• Jan 13th 2013, 09:50 PM
Kvandesterren
find f if grad f = 3xy i + x^3 j
• Jan 14th 2013, 05:49 AM
Barioth
As you know grad f =$\displaystyle \frac{d(f(x,y))}{dx}*i + \frac{d(f(x,y))}{dy}*j$

so I believe you could try integrating both part!

Give that a try and let us know if it worked!

Hope that helped, if not let me know!
• Jan 14th 2013, 06:14 AM
Plato
Quote:

Originally Posted by Kvandesterren
find f if grad f = 3xy i + x^3 j

I think that there is a typo in your post.

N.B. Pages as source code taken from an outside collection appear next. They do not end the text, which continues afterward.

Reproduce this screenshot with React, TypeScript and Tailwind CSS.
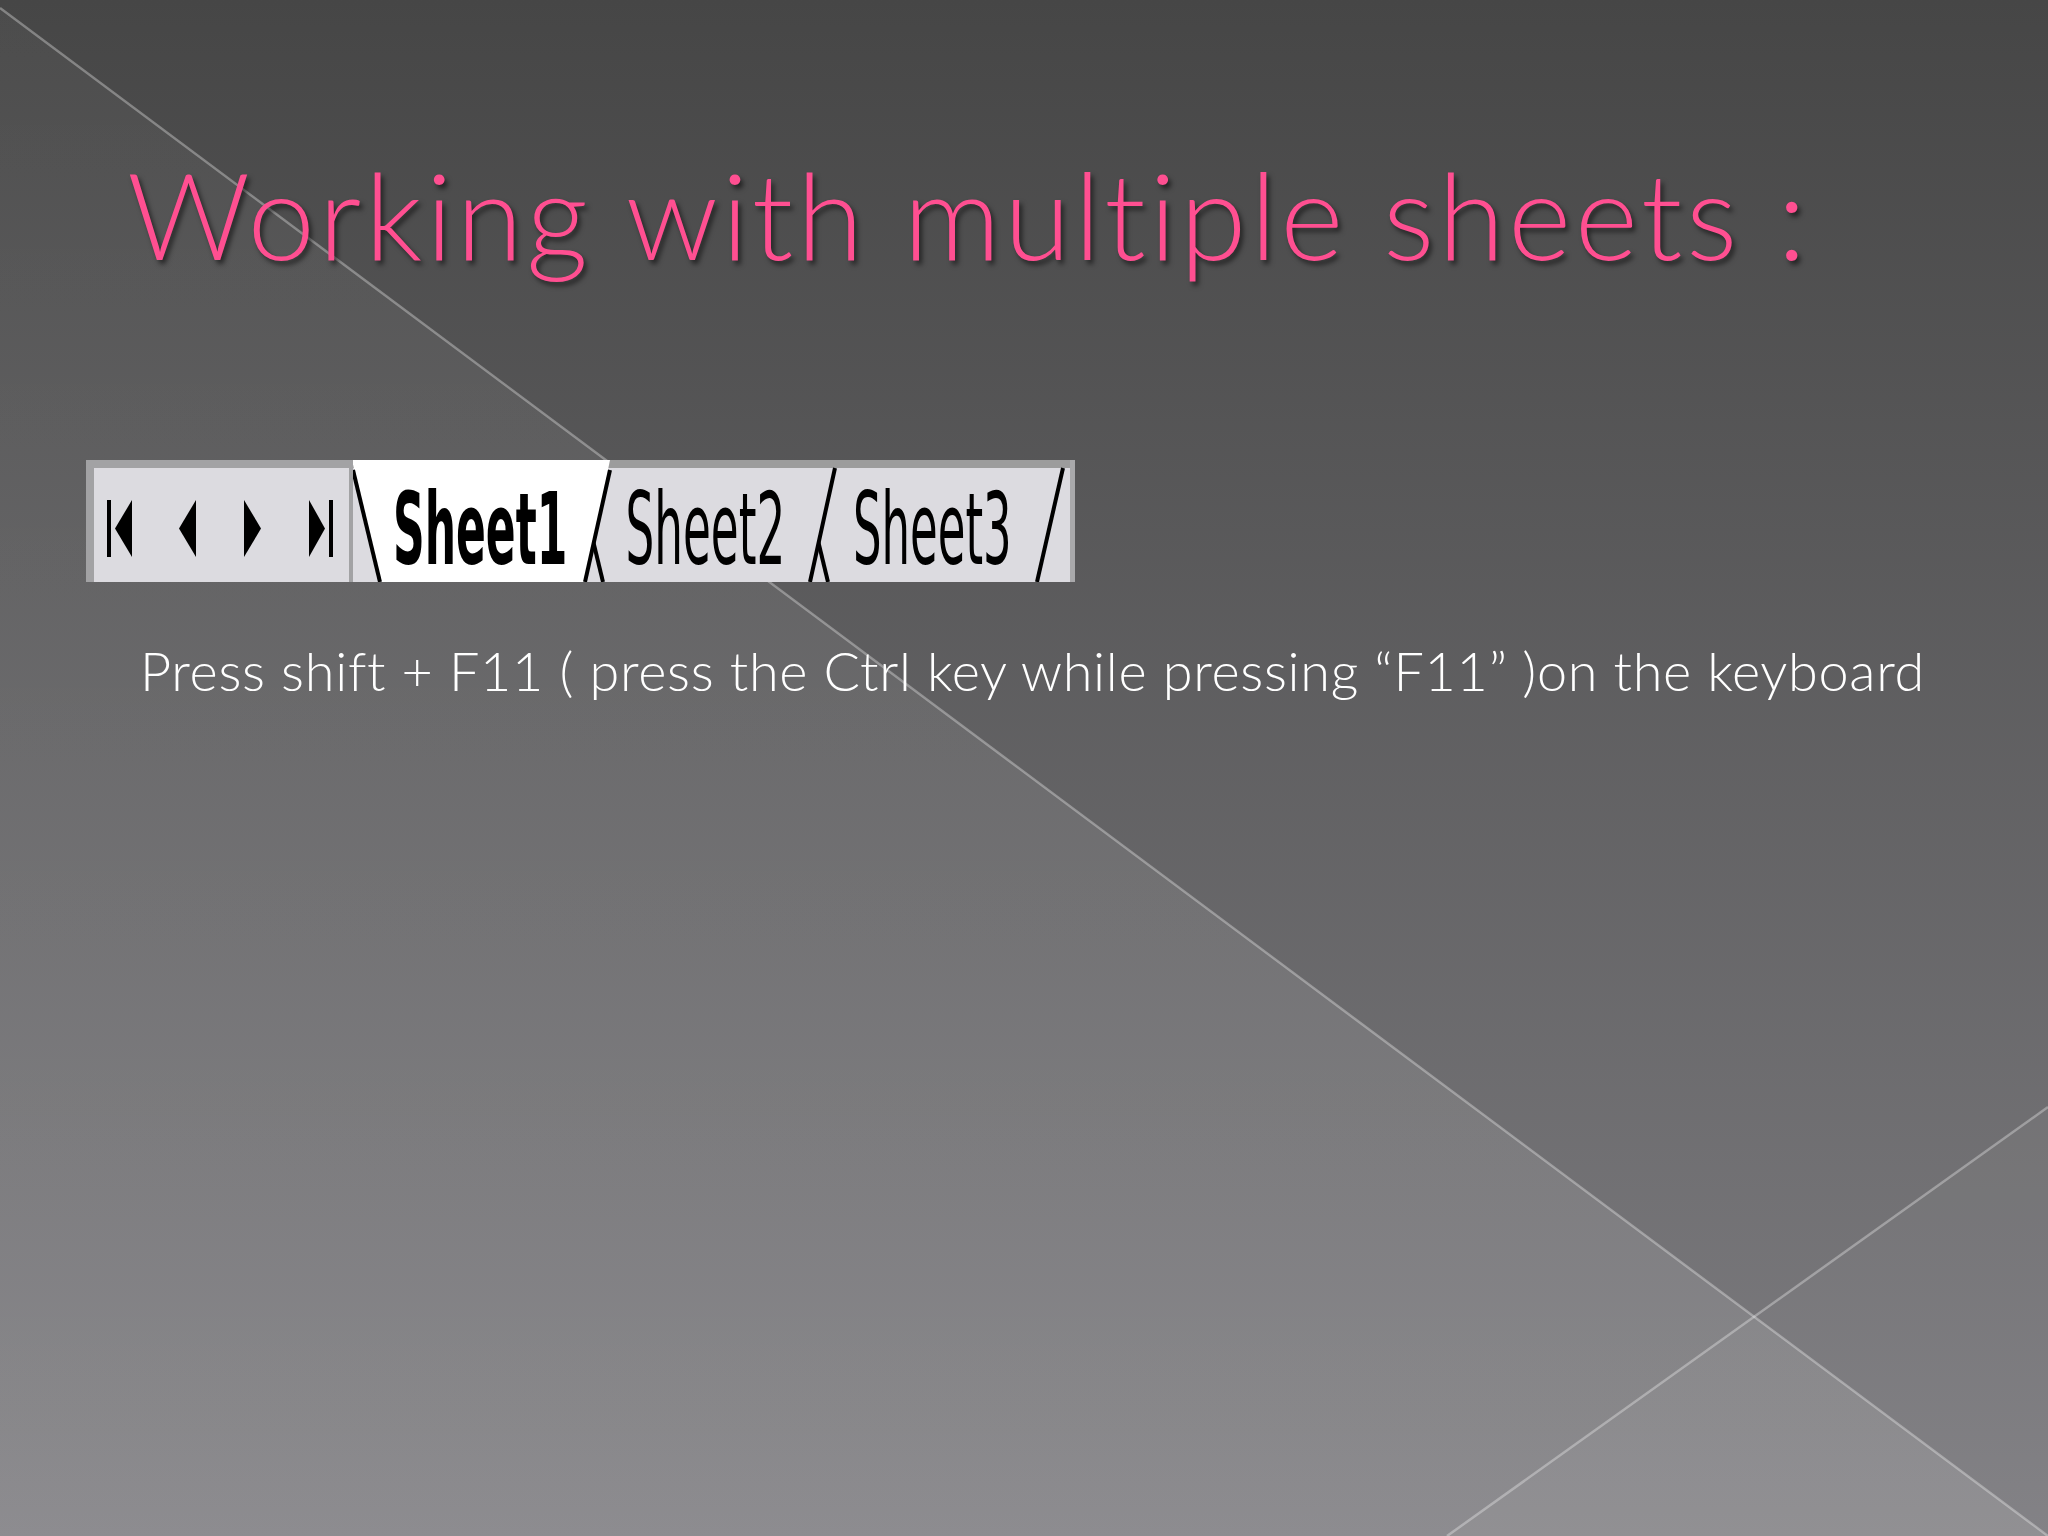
import React from 'react';

// Slide: "Working with multiple sheets" with an old-style sheet tab strip.

function NavIcon({ kind }: { kind: 'first' | 'prev' | 'next' | 'last' }) {
  if (kind === 'first') {
    return (
      <svg width="25" height="57" viewBox="0 0 25 57">
        <rect x="0" y="0" width="4" height="57" fill="#000" />
        <polygon points="8,28.5 25,0 25,57" fill="#000" />
      </svg>
    );
  }
  if (kind === 'prev') {
    return (
      <svg width="17" height="57" viewBox="0 0 17 57">
        <polygon points="0,28.5 17,0 17,57" fill="#000" />
      </svg>
    );
  }
  if (kind === 'next') {
    return (
      <svg width="17" height="57" viewBox="0 0 17 57">
        <polygon points="17,28.5 0,0 0,57" fill="#000" />
      </svg>
    );
  }
  return (
    <svg width="24" height="57" viewBox="0 0 24 57">
      <polygon points="16,28.5 0,0 0,57" fill="#000" />
      <rect x="20" y="0" width="4" height="57" fill="#000" />
    </svg>
  );
}

function TabEdges() {
  // the trapezoid tabs, back to front: Sheet3, Sheet2, Sheet1 (active)
  return (
    <svg
      className="absolute inset-0 h-full w-full"
      viewBox="0 0 722 122"
      preserveAspectRatio="none"
    >
      <rect x="0" y="0" width="722" height="8" fill="#9c9c9c" />
      <rect x="717" y="0" width="5" height="122" fill="#a9a9ab" />

      <polygon points="446,8 710,8 684,122 475,122" fill="#dcdbe0" />
      <line x1="448" y1="10" x2="475" y2="122" stroke="#000" strokeWidth="4" />
      <line x1="710" y1="8" x2="684" y2="122" stroke="#000" strokeWidth="4" />

      <polygon points="221,8 482,8 457,122 250,122" fill="#dcdbe0" />
      <line x1="223" y1="10" x2="250" y2="122" stroke="#000" strokeWidth="4" />
      <line x1="482" y1="8" x2="457" y2="122" stroke="#000" strokeWidth="4" />

      <polygon points="-1,0 257,0 232,122 27,122" fill="#ffffff" />
      <line x1="0" y1="10" x2="27" y2="122" stroke="#000" strokeWidth="4" />
      <line x1="257" y1="10" x2="232" y2="122" stroke="#000" strokeWidth="4" />
    </svg>
  );
}

function SheetTabs() {
  return (
    <div className="ml-[86px] mt-[186px] flex h-[122px] w-[989px]">
      <div className="flex h-full w-[267px] shrink-0 items-start border-l-[8px] border-r-[4px] border-t-[8px] border-[#a2a2a4] bg-[#dcdbe0] pt-[32px]">
        <div className="ml-[13px]">
          <NavIcon kind="first" />
        </div>
        <div className="ml-[47px]">
          <NavIcon kind="prev" />
        </div>
        <div className="ml-[48px]">
          <NavIcon kind="next" />
        </div>
        <div className="ml-[48px]">
          <NavIcon kind="last" />
        </div>
      </div>

      <div className="relative h-full w-[722px] shrink-0 bg-[#dcdbe0]">
        <TabEdges />
        <div className="relative flex items-start pt-[20px] font-['DejaVu_Sans',sans-serif] text-[100px] leading-none text-black">
          <div className="flex w-[254px] justify-center">
            <span className="inline-block scale-x-[0.44] font-bold">Sheet1</span>
          </div>
          <div className="flex w-[196px] justify-center">
            <span className="inline-block scale-x-[0.453]">Sheet2</span>
          </div>
          <div className="flex w-[259px] justify-center">
            <span className="inline-block scale-x-[0.45]">Sheet3</span>
          </div>
        </div>
      </div>
    </div>
  );
}

export default function App() {
  return (
    <div className="relative h-[1536px] w-[2048px] overflow-hidden bg-linear-to-b from-[#464646] to-[#7f7e82]">
      <svg
        className="absolute inset-0 h-full w-full"
        viewBox="0 0 2048 1536"
        preserveAspectRatio="none"
      >
        <defs>
          <linearGradient id="lift" x1="0" y1="0" x2="0" y2="1">
            <stop offset="0" stopColor="#ffffff" stopOpacity="0.03" />
            <stop offset="1" stopColor="#ffffff" stopOpacity="0.11" />
          </linearGradient>
        </defs>
        <polygon points="0,8 2048,1536 0,1536" fill="url(#lift)" />
        <polygon points="1447,1536 2048,1107 2048,1536" fill="#ffffff" fillOpacity="0.035" />
        <line x1="0" y1="8" x2="2048" y2="1536" stroke="#ffffff" strokeOpacity="0.32" strokeWidth="2.5" />
        <line x1="1447" y1="1536" x2="2048" y2="1107" stroke="#ffffff" strokeOpacity="0.32" strokeWidth="2.5" />
      </svg>

      <div className="relative flex flex-col">
        <h1 className="ml-[127px] mt-[153px] font-['Lato',sans-serif] text-[121px] font-light leading-none tracking-[3.5px] whitespace-nowrap text-[#ff4f91] [font-variant-ligatures:none] [text-shadow:3px_4px_5px_rgba(0,0,0,0.55)]">
          Working with multiple sheets :
        </h1>

        <SheetTabs />

        <p className="ml-[140px] mt-[62px] font-['Lato',sans-serif] text-[54px] font-light leading-none tracking-[0.7px] whitespace-nowrap text-white [font-variant-ligatures:none]">
          Press shift + F11 ( press the Ctrl key while pressing “F11” )on the keyboard
        </p>
      </div>
    </div>
  );
}
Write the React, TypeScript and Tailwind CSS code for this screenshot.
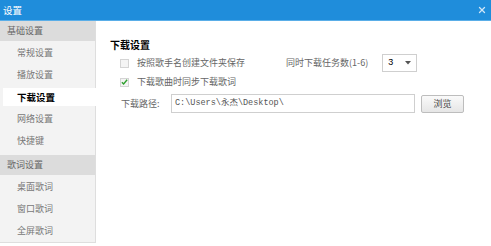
import { X } from "lucide-react";

const font = { fontFamily: '"Noto Sans CJK SC", "Noto Sans", sans-serif' };

function NavGroup({ title, items, active }: { title: string; items: string[]; active?: string }) {
  return (
    <div>
      <div className="h-[20px] bg-[#dcdcdc] pl-[7px] flex items-center text-[9px] text-[#666]">{title}</div>
      <div className="pl-[3px] pt-[1px]">
        {items.map((it) =>
          it === active ? (
            <div key={it} className="h-[22px] py-[2px] mr-[-1px]">
              <div className="h-full bg-white pl-[14px] flex items-center text-[9.5px] font-bold text-black">{it}</div>
            </div>
          ) : (
            <div key={it} className="h-[22px] pl-[14px] flex items-center text-[9px] text-[#777]">
              {it}
            </div>
          )
        )}
      </div>
    </div>
  );
}

function Check({ checked, label }: { checked?: boolean; label: string }) {
  return (
    <div className="flex items-center gap-[8px] h-[20px]">
      <div className="w-[9px] h-[9px] border border-[#d4d4d4] bg-[#f4f4f4] flex items-center justify-center">
        {checked && (
          <svg width="8" height="8" viewBox="0 0 8 8">
            <path d="M1 4.2 L3 6.2 L7 1.5" stroke="#2ea02e" strokeWidth="1.6" fill="none" />
          </svg>
        )}
      </div>
      <span className="text-[9px] text-[#666]">{label}</span>
    </div>
  );
}

export default function App() {
  return (
    <div className="w-[491px] h-[246px] bg-white flex flex-col overflow-hidden" style={font}>
      {/* title bar */}
      <div className="h-[21px] bg-[#1f8ddb] border-b border-[#5aaee8] flex items-center justify-between px-[3px] shrink-0">
        <span className="text-[9.5px] text-white">设置</span>
        <X size={10} strokeWidth={3} className="text-[#cfe6f7] mr-[1px]" />
      </div>

      <div className="flex flex-1">
        {/* sidebar */}
        <div className="w-[96px] h-[222px] bg-[#f3f3f3] border-r border-b border-[#dedede] flex flex-col gap-[3px] shrink-0">
          <NavGroup title="基础设置" items={["常规设置", "播放设置", "下载设置", "网络设置", "快捷键"]} active="下载设置" />
          <NavGroup title="歌词设置" items={["桌面歌词", "窗口歌词", "全屏歌词"]} />
        </div>

        {/* content */}
        <div className="flex-1 pl-[14px] pt-[17px]">
          <div className="text-[10px] font-bold text-black leading-[14px]">下载设置</div>
          <div className="pl-[10px] mt-[1px]">
            <div className="flex items-center">
              <div className="w-[166px]">
                <Check label="按照歌手名创建文件夹保存" />
              </div>
              <span className="text-[9px] text-[#666]">同时下载任务数(1-6)</span>
              <div className="ml-[14px] w-[35px] h-[18px] border border-[#cfcfcf] flex items-center justify-between px-[5px]">
                <span className="text-[9px] text-black" style={{ fontFamily: '"Liberation Sans", sans-serif' }}>3</span>
                <svg width="6" height="4" viewBox="0 0 6 4">
                  <path d="M0 0 H6 L3 3.5 Z" fill="#555" />
                </svg>
              </div>
            </div>
            <div className="mt-[-1px]">
              <Check checked label="下载歌曲时同步下载歌词" />
            </div>
            <div className="flex items-center mt-[2px]">
              <span className="text-[9px] text-[#666] w-[51px] pl-[1px]">下载路径:</span>
              <div className="w-[244px] h-[19px] border border-[#cfcfcf] flex items-center pl-[3px]">
                <span
                  className="text-[8.5px] text-[#555]"
                  style={{ fontFamily: '"Liberation Mono", "Noto Sans CJK SC", monospace' }}
                >
                  C:\Users\永杰\Desktop\
                </span>
              </div>
              <button className="ml-[6px] w-[43px] h-[18px] border border-[#bdbdbd] rounded-[2px] bg-gradient-to-b from-[#fafafa] to-[#e6e6e6] text-[9px] text-[#444] flex items-center justify-center">
                浏览
              </button>
            </div>
          </div>
        </div>
      </div>
    </div>
  );
}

Is it not, $\displaystyle \nabla f(x,y) = 3x^2 yi + x^3 k~?$
• Jan 14th 2013, 07:10 AM
HallsofIvy
IF there exist a function f having that gradient, then we must have $\displaystyle \frac{\partial f}{\partial x}= 3xy$ and $\displaystyle \frac{\partial f}{\partial y}= x^3$. If we differentiate the first a second time, but with respect to y, we have $\displaystyle \frac{\partial^2 f}{\partial y\partial x}= 3x$. If we differentiate the second a second time, but with respect to x, we have $\displaystyle \frac{\partial^2 f}{\partial x\partial y}= 3x^2$. As long as all derivatives are continuous, as they are here, the "mixed" second derivatives must be the same. Since this is not true, there is NO function, f, having 3xyi+ x^3j as its gradient.